I will look up John Horn. Thanks for the tip!

Oh also, will change the way the saddles face once I have them repaired!

Arie, thanks so much for the detailed info on how to find the follower cam. I’ll be printing that out and taking it with me as I hunt around the press!

(I don’t see myself removing the cam and stud, somehow, even if perhaps I should. I know my limits!)

I’ve had a response (to the want ad I placed in Briar Press classifieds yesterday) offering two single saddles, with the springs available.

I assume from longdaypress’ comments that it’d be a good idea to get the springs too. Is that right?

I’m thinking it might be less trouble to replace it all outright than take my disastrous saddles to a welder…

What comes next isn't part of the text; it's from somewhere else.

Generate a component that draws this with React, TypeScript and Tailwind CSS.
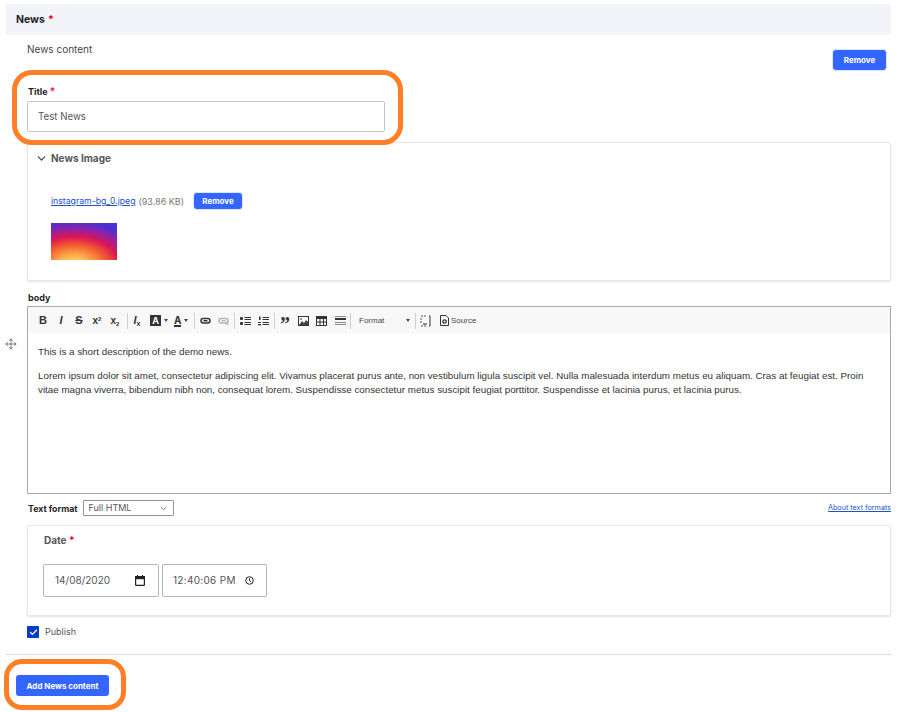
import { ChevronDown, Move, Check } from "lucide-react";

function Sep({ cls }: { cls: string }) {
  return <span className={`h-[16px] w-px bg-[#d0d0d0] ${cls}`} />;
}

function Caret() {
  return <span className="ml-[3px] h-0 w-0 border-x-[2.5px] border-t-[3px] border-x-transparent border-t-[#474747]" />;
}

function Tool({ children, cls = "w-[18px]" }: { children: React.ReactNode; cls?: string }) {
  return <span className={`flex h-[16px] items-center justify-center font-['Liberation_Sans',sans-serif] text-[#333] ${cls}`}>{children}</span>;
}

function Remove({ cls }: { cls: string }) {
  return (
    <button className={`rounded-[3px] bg-[#3366ff] text-[8px] font-bold text-white shadow-[0_0_0_1px_#dbe3ff] ${cls}`}>
      Remove
    </button>
  );
}

function ChainIcon({ color, broken }: { color: string; broken?: boolean }) {
  return (
    <svg width="11" height="8" viewBox="0 0 11 8" fill="none" stroke={color} strokeWidth="1.5">
      <rect x="1" y="1.5" width="9" height="4.5" rx="2.2" />
      <path d="M3.5 3.75 H7.5" />
      {broken ? <path d="M8 5.5 L10.5 8 M10.5 5.5 L8 8" strokeWidth="1" /> : null}
    </svg>
  );
}

export default function App() {
  return (
    <div className="relative h-[712px] w-[902px] overflow-hidden bg-white font-['Inter',sans-serif] text-[#55565b]">
      <div className="ml-[6px] mt-[4px] flex h-[31px] w-[885px] items-center bg-[#f3f4f9] pl-[10px] text-[10.5px] font-bold text-[#232429]">
        News <span className="ml-[3px] text-[#e3002b]">*</span>
      </div>

      <div className="ml-[27px] w-[864px]">
        <div className="flex h-[35px] justify-between">
          <span className="pt-[7px] text-[10px] text-[#45464b]">News content</span>
          <Remove cls="mr-[5px] mt-[15px] h-[20px] w-[53px]" />
        </div>

        <div className="mt-[15px] h-[16px] pl-px text-[9px] font-bold leading-[12px] text-[#232429]">
          Title <span className="text-[11px] font-normal text-[#e3002b]">*</span>
        </div>
        <div className="flex h-[31px] w-[358px] items-center rounded-[2px] border border-[#c4c5cc] pl-[10px] pt-px text-[9.7px] text-[#55565b]">
          Test News
        </div>

        <div className="mt-[10px] h-[139px] rounded-[2px] border border-[#e6e7ea] shadow-[0_1px_2px_rgba(0,0,0,0.12)]">
          <div className="flex items-center pl-[7px] pt-[8px] text-[10px] font-bold text-[#55565b]">
            <ChevronDown size={13} strokeWidth={2.2} className="mr-[3px] text-[#444]" />
            News Image
          </div>
          <div className="ml-[23px] mt-[27px] flex h-[16px] items-center text-[9px]">
            <a className="pt-px text-[8.7px] text-[#2450c8] underline">instagram-bg_0.jpeg</a>
            <span className="ml-[3px] pt-px text-[#77787c]">(93.86 KB)</span>
            <Remove cls="ml-[10px] h-[16px] w-[48px]" />
          </div>
          <div className="ml-[23px] mt-[14px] h-[37px] w-[66px] bg-[radial-gradient(ellipse_105%_118%_at_35%_115%,#ffe27a_0%,#fdb44d_22%,#f4602f_46%,#dc1556_66%,#8d22a8_85%,#4b2fd0_100%)]" />
        </div>

        <div className="mt-[11px] h-[14px] pl-px text-[9px] font-bold leading-[11px] text-[#232429]">body</div>
        <div className="h-[188px] border border-[#a9a9ad]">
          <div className="flex h-[27px] items-center bg-[#f8f8f8] pl-[6px]">
            <Tool><span className="text-[11px] font-bold">B</span></Tool>
            <Tool><span className="text-[11px] font-bold italic">I</span></Tool>
            <Tool><span className="text-[11px] font-bold line-through">S</span></Tool>
            <Tool><span className="text-[10px] font-bold">x<sup className="text-[6px]">2</sup></span></Tool>
            <Tool><span className="text-[10px] font-bold">x<sub className="text-[6px]">2</sub></span></Tool>
            <Sep cls="mx-[2.5px]" />
            <Tool cls="w-[14px]"><span className="text-[11px] font-bold italic">I<sub className="text-[7px] not-italic">x</sub></span></Tool>
            <span className="ml-[6px] flex w-[20px] items-center">
              <span className="flex h-[11px] w-[11px] items-center justify-center bg-[#333] text-[9px] font-bold text-white">A</span>
              <Caret />
            </span>
            <span className="ml-[4px] flex w-[17px] items-center">
              <span className="border-b-2 border-[#333] text-[10px] font-bold leading-[10px] text-[#333]">A</span>
              <Caret />
            </span>
            <Sep cls="mx-[2.5px]" />
            <Tool cls="w-[16px]"><ChainIcon color="#333" /></Tool>
            <Tool cls="ml-px w-[18px]"><ChainIcon color="#b5b5b5" broken /></Tool>
            <Sep cls="mx-[2px]" />
            <Tool cls="w-[16px]">
              <svg width="11" height="10" viewBox="0 0 11 10" fill="#333">
                <rect x="0" y="1" width="3" height="3" rx="1" />
                <rect x="0" y="6" width="3" height="3" rx="1" />
                <rect x="4.5" y="1" width="6.5" height="1" />
                <rect x="4.5" y="3" width="6.5" height="1" />
                <rect x="4.5" y="6" width="6.5" height="1" />
                <rect x="4.5" y="8" width="6.5" height="1" />
              </svg>
            </Tool>
            <Tool cls="ml-px w-[18px]">
              <svg width="11" height="10" viewBox="0 0 11 10" fill="#333">
                <rect x="1" y="0.5" width="1.5" height="3.5" />
                <rect x="0" y="6" width="3" height="1" />
                <rect x="0" y="8" width="3" height="1.3" />
                <rect x="4.5" y="1" width="6.5" height="1" />
                <rect x="4.5" y="3" width="6.5" height="1" />
                <rect x="4.5" y="6" width="6.5" height="1" />
                <rect x="4.5" y="8" width="6.5" height="1" />
              </svg>
            </Tool>
            <Sep cls="mx-[2px]" />
            <Tool cls="w-[16px]"><span className="pt-[7px] font-['Liberation_Serif',serif] text-[20px] font-bold leading-[14px]">”</span></Tool>
            <Tool cls="ml-px w-[18px]">
              <svg width="11" height="10" viewBox="0 0 11 10">
                <rect x="0.5" y="0.5" width="10" height="9" fill="#fff" stroke="#333" />
                <path d="M1 9 L4 5 L6 7 L8 4 L10 6 V9 Z" fill="#444" />
                <circle cx="3" cy="3" r="1" fill="#666" />
              </svg>
            </Tool>
            <Tool>
              <svg width="11" height="10" viewBox="0 0 11 10" fill="none" stroke="#333">
                <rect x="0.5" y="0.5" width="10" height="9" />
                <rect x="0.5" y="0.5" width="10" height="2" fill="#333" />
                <path d="M4 3 V9 M7.5 3 V9 M1 6 H10" />
              </svg>
            </Tool>
            <Tool cls="ml-px w-[18px]">
              <span className="flex w-[11px] flex-col gap-[1.5px]">
                <span className="h-px bg-[#888]" />
                <span className="h-[2px] bg-[#333]" />
                <span className="h-px bg-[#888]" />
                <span className="h-px bg-[#888]" />
              </span>
            </Tool>
            <Sep cls="ml-px mr-[2px]" />
            <span className="ml-[6px] flex w-[51px] items-center justify-between font-['Liberation_Sans',sans-serif] text-[8px] text-[#484848]">
              Format
              <Caret />
            </span>
            <Sep cls="ml-[5px] mr-[2px]" />
            <Tool cls="w-[14px]">
              <svg width="11" height="12" viewBox="0 0 11 12" fill="none" stroke="#555">
                <path d="M1 1 H7 M1 11 H7 M1 3 V9" strokeDasharray="2 1" />
                <path d="M9 1 H10 V11 H9" stroke="#333" />
                <rect x="3" y="8" width="4" height="2" fill="#888" stroke="none" />
              </svg>
            </Tool>
            <span className="ml-[8px] flex items-center font-['Liberation_Sans',sans-serif] text-[8px] text-[#484848]">
              <svg width="9" height="11" viewBox="0 0 9 11" fill="none" stroke="#333" className="mr-[2px]">
                <path d="M0.5 0.5 H6 L8.5 3 V10.5 H0.5 Z" />
                <circle cx="4.5" cy="6.5" r="1.7" strokeWidth="1.3" />
              </svg>
              Source
            </span>
          </div>
          <div className="pl-[10px] pr-[18px] pt-[11px] font-['Liberation_Sans',sans-serif] text-[9.8px] leading-[14px] text-[#333]">
            <p>This is a short description of the demo news.</p>
            <p className="mt-[10px]">
              Lorem ipsum dolor sit amet, consectetur adipiscing elit. Vivamus placerat purus ante, non vestibulum ligula suscipit vel. Nulla malesuada interdum metus eu aliquam. Cras at feugiat est. Proin vitae magna viverra, bibendum nibh non, consequat lorem. Suspendisse consectetur metus suscipit feugiat porttitor. Suspendisse et lacinia purus, et lacinia purus.
            </p>
          </div>
        </div>

        <div className="mt-[6px] flex h-[16px] items-center pl-px">
          <span className="pt-px text-[8.8px] font-bold text-[#232429]">Text format</span>
          <span className="ml-[5px] flex h-[16px] w-[91px] items-center justify-between rounded-[1px] border border-[#919297] px-[5px] text-[9px] text-[#55565b]">
            Full HTML
            <ChevronDown size={9} />
          </span>
          <a className="ml-auto text-[7.2px] text-[#2450c8] underline">About text formats</a>
        </div>

        <div className="mt-[9px] h-[91px] rounded-[2px] border border-[#e6e7ea] pl-[15px] pt-[7px] shadow-[0_1px_2px_rgba(0,0,0,0.12)]">
          <div className="pl-px text-[10px] font-bold text-[#55565b]">
            Date <span className="text-[#e3002b]">*</span>
          </div>
          <div className="mt-[16px] flex gap-[3px]">
            <span className="flex h-[33px] w-[116px] items-center justify-between rounded-[2px] border border-[#b4b5bb] pl-[11px] pr-[13px] text-[10px] text-[#55565b]">
              14/08/2020
              <svg width="10" height="11" viewBox="0 0 10 11" fill="none" stroke="#222" strokeWidth="1.2">
                <rect x="0.6" y="1.6" width="8.8" height="8.8" rx="0.6" />
                <rect x="0.6" y="1.6" width="8.8" height="2" fill="#222" />
                <path d="M2.5 0 V2 M7.5 0 V2" />
              </svg>
            </span>
            <span className="flex h-[33px] w-[105px] items-center justify-between rounded-[2px] border border-[#b4b5bb] pl-[10px] pr-[12px] text-[10px] tracking-[0.3px] text-[#55565b]">
              12:40:06 PM
              <svg width="9" height="9" viewBox="0 0 9 9" fill="none" stroke="#222" strokeWidth="1">
                <circle cx="4.5" cy="4.5" r="3.8" />
                <path d="M4.5 2.3 V4.7 L6 5.7" />
              </svg>
            </span>
          </div>
        </div>

        <div className="mt-[10px] flex h-[12px] items-center text-[9px]">
          <span className="flex h-[12px] w-[12px] items-center justify-center rounded-[1px] bg-[#003cc5]">
            <Check size={9} strokeWidth={3.5} className="text-white" />
          </span>
          <span className="ml-[6px] text-[#55565b]">Publish</span>
        </div>
      </div>

      <div className="ml-[6px] mt-[16px] h-px w-[885px] bg-[#d8d9dd]" />
      <button className="ml-[16px] mt-[20px] h-[21px] w-[93px] rounded-[3px] bg-[#3366ff] text-[8px] font-bold text-white">
        Add News content
      </button>

      <span className="absolute left-[5px] top-[338px] text-[#55565b]"><Move size={12} strokeWidth={1.5} /></span>
      <div className="absolute left-[12px] top-[70px] h-[75px] w-[391px] rounded-[20px] border-[5px] border-[#ff7f27]" />
      <div className="absolute left-[4px] top-[659px] h-[51px] w-[122px] rounded-[18px] border-[5px] border-[#ff7f27]" />
    </div>
  );
}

I suggest you go for the “replacement” parts, but hold on to the old ones - you can have them repaired at your leisure, and will then have a spare set handy “just in case”.

I absolutely will!

(I don’t think I’ve thrown out a single thing that’s come off this old press… whether it’s just in case, or just because.)

I second Bill on that.

Get the replacement saddles and try them out. After they are installed, they should offer moderate to strong resistance when you pull them to remove and install the rollers. They should snap back but move freely. Keep us posted on the results.

I’ll keep you posted… the person with the saddles available seems to have disappeared before making the sale, so I’m back on the hunt for replacements. We’ll see if I have any luck.

In the meantime I’m just going to take the bottom roller off for safety’s sake. Hopefully something will come my way soon!